O documento reúne uma série de comunicações internas do Ministério das Relações Exteriores do Brasil (MRE), por meio da Divisão de Segurança e Informações (DSI), entre dezembro de 1982 e julho de 1983, sobre a prisão, julgamento, denúncia de tortura, manifestações internacionais e expulsão do cantor português Sérgio Godinho. O caso teve repercussão diplomática entre Brasil e Portugal, sendo monitorado com atenção pelas embaixadas e consulados brasileiros.
Godinho foi preso no Aeroporto Internacional do Rio de Janeiro, em 14 de novembro de 1982, quando pretendia retornar a Lisboa. A prisão ocorreu porque ele havia sido anteriormente expulso do Brasil em 1971, e seu nome constava no sistema da Polícia Federal. Na abordagem, os policiais alegaram ter encontrado 15 gramas de maconha em sua bagagem. Ele foi então preso por reingresso ilegal e porte de entorpecente. Godinho alegou inocência e, posteriormente, denunciou ter sido torturado com choques elétricos nas dependências da Polícia Federal.
Segundo informes internos (como o de 05/01/1983), a prisão gerou protestos públicos em Portugal, organizados por organizações políticas de juventude, partidos de esquerda e grupos culturais, com destaque para a União da Juventude Comunista Revolucionária. Moções de protesto foram encaminhadas ao Consulado-Geral do Brasil no Porto. Os manifestantes acusavam o regime militar brasileiro de “armação” e consideravam a prisão um ato de retaliação por Godinho ter participado de um evento da oposição (PMDB) no Brasil.
Consta no documento que o governo brasileiro, por meio da Embaixada em Lisboa, negou formalmente qualquer prática de maus-tratos ou sevícias. Declarações oficiais do ministro da Justiça, Ibrahim Abi-Ackel, foram reproduzidas para afirmar que o caso estava “na esfera judicial”, e que a prisão havia sido legal, devido ao descumprimento da expulsão anterior.
A documentação inclui também telefones e comunicações entre autoridades brasileiras e portuguesas, mostrando a tentativa do Brasil de esclarecer e suavizar os efeitos diplomáticos. Há recortes dos jornais O Estado de São Paulo e Folha de S. Paulo, que relataram detalhes da expulsão, como o decreto assinado pelo presidente João Figueiredo, publicado no Diário Oficial, determinando que Godinho fosse imediatamente retirado do país.
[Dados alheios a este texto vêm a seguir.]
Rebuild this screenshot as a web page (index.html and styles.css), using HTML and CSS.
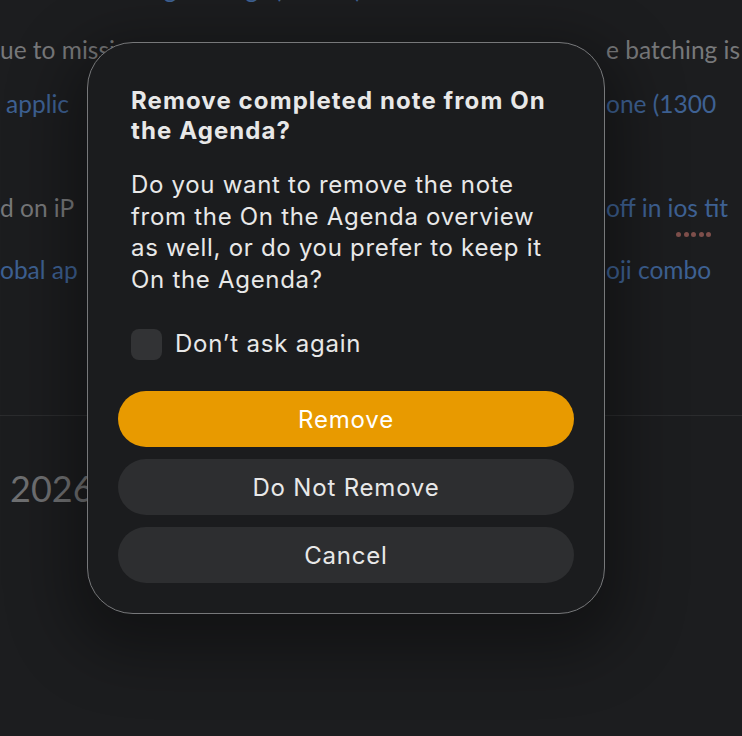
FILE: index.html
```html
<!DOCTYPE html>
<html lang="en">
<head>
<meta charset="utf-8">
<title>Remove completed note</title>
<link rel="stylesheet" href="styles.css">
</head>
<body>
<div class="page">
  <div class="notes">
    <div class="line l1"><span class="frag blue">ng Settings (iPhone)</span></div>
    <div class="line l2"><span class="frag grey">ue to missi</span><span class="right grey">e batching is</span></div>
    <div class="line l3"><span class="frag blue indent">applic</span><span class="right blue">one (1300</span></div>
    <div class="line l4"><span class="frag grey">d on iP</span><span class="right blue">off in ios tit</span></div>
    <div class="dots"><i></i><i></i><i></i><i></i><i></i></div>
    <div class="line l5"><span class="frag blue">obal ap</span><span class="right blue">oji combo</span></div>
  </div>
  <div class="lower">
    <div class="year">2026</div>
  </div>
</div>

<div class="dialog" role="alertdialog">
  <h1 class="title">Remove completed note from On<br>the Agenda?</h1>
  <p class="message">Do you want to remove the note<br>from the On the Agenda overview<br>as well, or do you prefer to keep it<br>On the Agenda?</p>
  <label class="check"><span class="box"></span><span class="check-label">Don’t ask again</span></label>
  <div class="buttons">
    <button class="btn primary">Remove</button>
    <button class="btn">Do Not Remove</button>
    <button class="btn">Cancel</button>
  </div>
</div>
</body>
</html>
```

FILE: styles.css
```css
html, body {
  margin: 0;
  padding: 0;
  background: #1c1d1f;
  height: 100%;
  overflow: hidden;
}

body {
  font-family: Lato, "Noto Sans", sans-serif;
}

.page {
  height: 736px;
  display: flex;
  flex-direction: column;
}

.notes {
  height: 416px;
  border-bottom: 1px solid #2b2c2e;
  box-sizing: border-box;
  font-size: 24.5px;
}

.line {
  display: grid;
  grid-template-columns: 605px 1fr;
  white-space: nowrap;
  overflow: hidden;
  height: 30px;
  line-height: 30px;
}

.l1 { margin-top: -26px; }
.l2 { margin-top: 31px; }
.l3 { margin-top: 24px; }
.l4 { margin-top: 74px; }
.l5 { margin-top: 17px; }

.indent { padding-left: 6px; }
.right { padding-left: 1px; }
.l1 .frag { padding-left: 150px; }

.grey { color: #77787a; }
.blue { color: #3e6193; }

.dots {
  display: flex;
  gap: 2.5px;
  padding-left: 676px;
  margin-top: 9px;
  height: 6px;
}
.dots i {
  width: 5px;
  height: 5px;
  border-radius: 50%;
  background: #7e4f4b;
}

.lower {
  flex: 1;
  padding: 52px 0 0 10px;
}

.year {
  font-size: 36px;
  color: #6f7072;
  line-height: 40px;
}

.dialog {
  position: absolute;
  left: 87px;
  top: 42px;
  width: 518px;
  height: 572px;
  box-sizing: border-box;
  background: #1b1c1e;
  border: 1.5px solid #77787a;
  border-radius: 46px;
  box-shadow: 0 20px 60px 20px rgba(0, 0, 0, 0.35);
  padding: 43px 30px 0 30px;
  font-family: Inter, "Noto Sans", sans-serif;
  color: #e8e8e8;
}

.title {
  margin: 0 13px;
  font-size: 24px;
  font-weight: 700;
  line-height: 30px;
  letter-spacing: 1.1px;
  white-space: nowrap;
}

.message {
  margin: 23px 13px 0;
  font-size: 24px;
  font-weight: 400;
  line-height: 31.5px;
  letter-spacing: 0.7px;
  white-space: nowrap;
}

.check {
  display: flex;
  align-items: center;
  gap: 13px;
  margin: 33px 13px 0;
}

.box {
  width: 31px;
  height: 31px;
  border-radius: 8px;
  background: #323335;
}

.check-label {
  font-size: 24px;
  line-height: 32px;
  letter-spacing: 0.8px;
}

.buttons {
  display: flex;
  flex-direction: column;
  gap: 12px;
  margin-top: 31px;
}

.btn {
  height: 56px;
  border: none;
  border-radius: 28px;
  background: #2d2e30;
  color: #e8e8e8;
  font-family: Inter, "Noto Sans", sans-serif;
  font-size: 24px;
  letter-spacing: 0.8px;
  padding: 0;
}

.btn.primary {
  background: #e89a00;
  color: #ffffff;
}
```
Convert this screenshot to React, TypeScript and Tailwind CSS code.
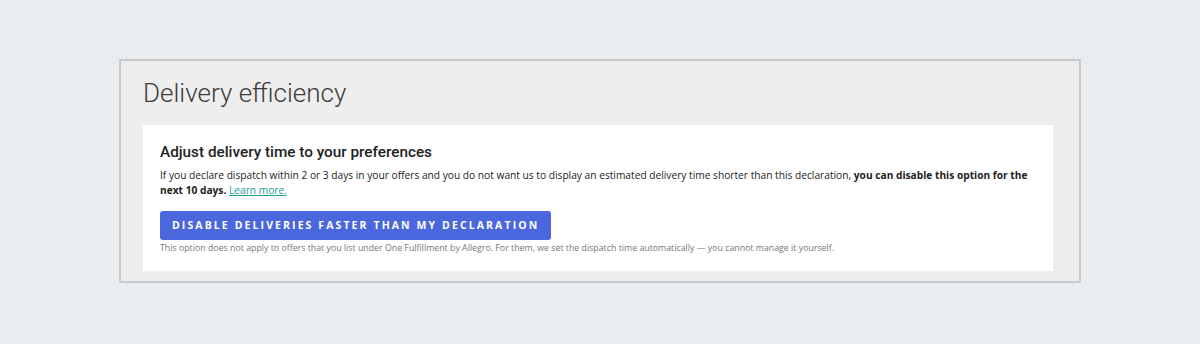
const App = () => {
  return (
    <div className="min-h-[344px] w-full bg-[#eaedf0] pt-[59px] px-[119px]">
      <div className="h-[224px] border-2 border-[#c9c9c9] bg-[#eeeeee] pl-[22px] pr-[26px] pt-[14px]">
        <h1 className="font-['Roboto',sans-serif] font-light text-[26px] leading-[36px] text-[#3c3c3c]">
          Delivery efficiency
        </h1>
        <div className="mt-[14px] h-[146px] bg-white px-[17px] pt-[17px]">
          <p className="font-['Roboto',sans-serif] font-medium text-[15.3px] leading-[20px] text-[#222222]">
            Adjust delivery time to your preferences
          </p>
          <p className="mt-[6px] font-['Open_Sans',sans-serif] text-[10.2px] leading-[15px] text-[#222222]">
            If you declare dispatch within 2 or 3 days in your offers and you do not want us to display an estimated delivery time shorter than this declaration,{" "}
            <span className="font-bold">you can disable this option for the next 10 days.</span>{" "}
            <a href="#" className="text-[#22a090] underline">
              Learn more.
            </a>
          </p>
          <button className="mt-[13px] h-[29px] rounded-[3px] bg-[#4a67dd] px-[12px] font-['Open_Sans',sans-serif] text-[10.5px] font-bold uppercase tracking-[2.1px] text-white">
            Disable deliveries faster than my declaration
          </button>
          <p className="mt-[2px] font-['Open_Sans',sans-serif] text-[8.8px] leading-[12px] text-[#777777]">
            This option does not apply to offers that you list under One Fulfillment by Allegro. For them, we set the dispatch time automatically — you cannot manage it yourself.
          </p>
        </div>
      </div>
    </div>
  );
};

export default App;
O cantor foi solto após 33 dias de prisão, mediante fiança de 80 mil cruzeiros, conforme consta em informe da DSI/MRE. Em entrevista à imprensa no Sindicato dos Músicos do Rio, antes de embarcar para Lisboa, Godinho declarou confiar na própria absolvição e prometeu que, uma vez inocentado, solicitaria a revogação do decreto de expulsão para poder retornar ao Brasil.
Em diversas declarações reproduzidas no documento, Godinho reiterou sua inocência, denunciou tortura e considerou a medida de expulsão como “provisória”. Disse ainda: “Quero e espero ser absolvido. Isso é importante para mim porque é a única maneira de reparar uma injustiça.” A documentação mostra também que sua esposa, Gabriela, foi alvo de ameaças por supostos agentes brasileiros em Lisboa, fato relatado na imprensa portuguesa e incluído nos informes enviados ao Brasil.
Além disso, o caso foi tratado por diplomatas como um “espinho nas relações luso-brasileiras”, com vários informes relatando o risco de desgaste político. Há inclusive um trecho em que se reconhece que “a insistência em justificar a posição brasileira publicamente” poderia alimentar ainda mais a oposição portuguesa.